Professor Jean Piaget, an eminent Swiss psychologist, refers thus to John Amos Comenius (1592-1670): "Comenius may undoubtedly be considered as the founder of a system of progressive instruction adjusted to the stage of development the pupil has reached." Comenius said that learning should be in four stages: examine; question; investigate; determine. In 1641 he was invited by Members of Parliament to visit England and set up a school system based on his principles; unfortunately the Civil War intervened.

Although the beginnings of "progressive" education are often credited to Rousseau, it is obviously much older than that. In a review it is neither possible nor desirable to quote every example but the following extract from Richard Edgworth's (1744-1817) Essays on Professional Education perhaps gives a key to Mrs Thatcher's obsession with "returning to basics"
  The first object should not be to teach them reading or grammer. or Latin or arithmetic . . but gradually to give them the desire to learn and the power to attend . . . they must be taught to think (our italics)
Politicians' exhortations since 1976 that schools should "get back to basics" shows an alarming degree of ignorance and apparent unawareness of school inspectors' reports over the past 100 years. The latest of these, in 1981. bears great similarity to one within over a hundred years ago:
 There is no evidence that a narrow curriculum, concentrating only on the basic skills, enables children to do better in these skills: HM Inspectors' surveys suggest that competence in reading, writing and mathematics may be improved where pupils are involved in a wider programme of work and if their skills in language and mathematics are applied in a variety of contexts.
In 1858 the Newcastle Commission was appointed to investigate education and make proposals. One of these was that children should be examined annually by an inspector and schools paid "by results". This was introduced in 1862 and Robert Lowe. Vice President of the Privy Council for Education said in the House of Commons:
  I cannot promise the House that this system will be an economical one and I cannot promise that it will be an efficient one. but I can promise that it shall be one or the other. It it is not cheap, it shall be efficient; if it is not efficient, it shall be cheap.
Examinations were based on a centrally controlled curriculum and although teachers were not forbidden to teach other subjects, there was great pressure to ensure that children would pass the examination rather than that they should learn anything worthwhile.
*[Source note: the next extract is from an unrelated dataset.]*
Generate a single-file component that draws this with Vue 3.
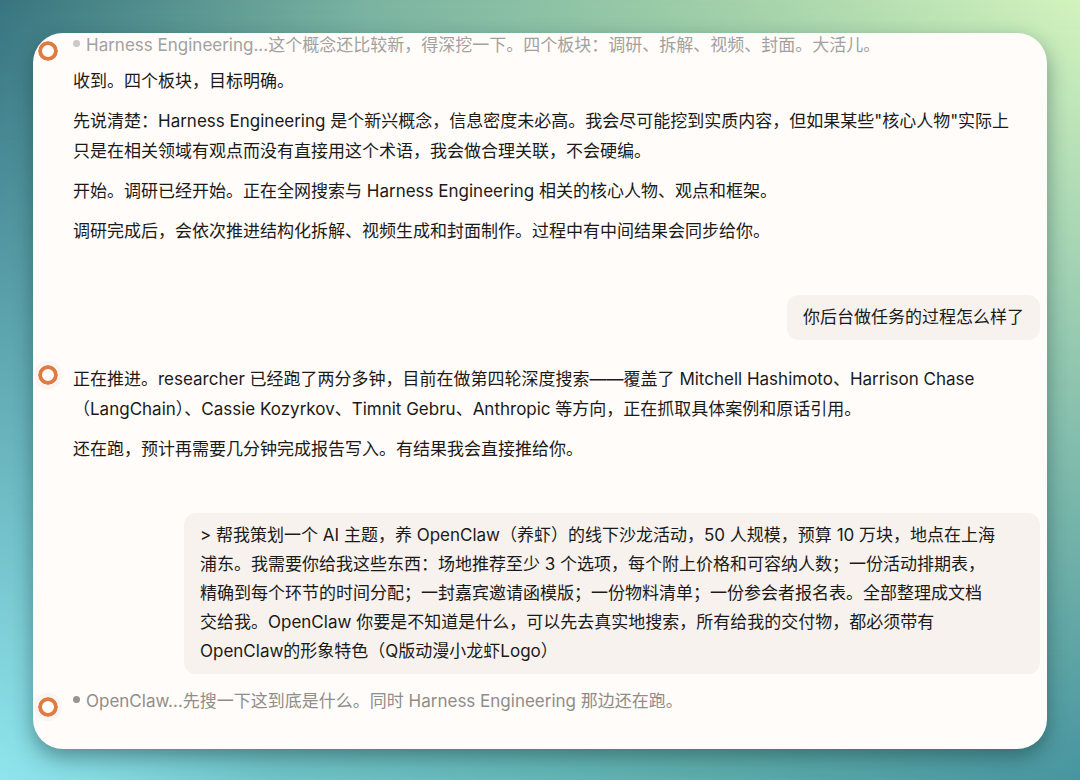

The system worked as far as government expenditure was concerned; this dropped from £813,441 in 1861 to £636,806 in 1865. In Curriculum Change in the 19th and 20*h Century Gordon & Lawton quote from the 1871 school log-book of a Welsh headmaster:
  Believing that one-fourth of the school time that was devoted to subjects not recognised by the government and consequently not paid for by grants, had the effect of keeping a well-informed school but causing the percentage results to be lower than those of schools that are mechanical in their working and unintelligible in their tone. I have been compelled against my inclination to arrange that less time be devoted to them in future and more time to those that pay best.
However this teaching by rote did not produce workers adequately fitted for their role and the system was gradually eroded, being finally eradicated in 1890. How long will it take this century for realisation to dawn that "traditional' teaching, according to official definitions, not only stunts the mind but will produce a generation ill-equipped to provide adequately the labour required by modern capitalism?

Towards the end of the book Rachel Pinder talks of education which is not based only on lessons but also on the involvement of parents, family and friends in widening children's experience and therefore knowledge. This is a concept with which socialists would not disagree.